On our cruise, we had two gala “dress to the nines” dinner nights. Fortunately, my wife's preparation for the cruise focused on buying six new designer dresses (all on sale).  She went to Marshall’s! Every night she looked fabulous!

Myself? I bought for the cruise a navy jacket that actually fit well and was comfortable to wear with my matching navy sweat pants (brand new). My ensemble was nicely color coordinated. No one noticed otherwise as my wife received all the attention.

Every night I felt a bit like Leonardo DiCaprio in the movie “Catch Me If You Can.” As a wanted fugitive, he entered Miami Airport surrounded by a dozen gorgeous stewardesses eluding security as they were looking only at the girls.
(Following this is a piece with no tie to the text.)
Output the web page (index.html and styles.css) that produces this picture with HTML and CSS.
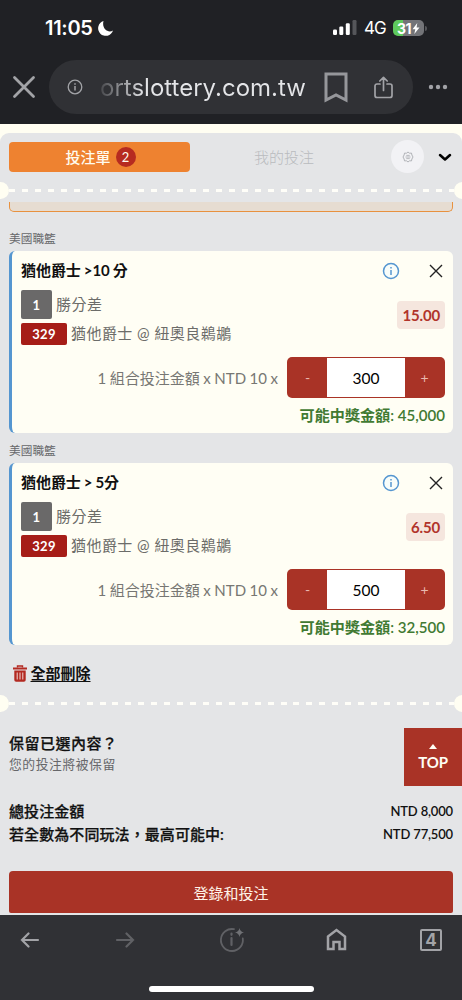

We both slipped by as all attention was elsewhere.

We did go to one memorable gala event on shore where we did not have to dress up. It was lunch, not dinner, in the smallest coffee shop I’ve ever seen. We brought our own bottled water and shared a fresh lobster roll. Undoubtedly, our best meal in Bar Harbor. And the whole cruise.

We’ll always remember our special times at the Coffee Hound Coffee Bar in Bar Harbor. We hope to see our friends Chris and Jen again when the tides are right to bring us in once more.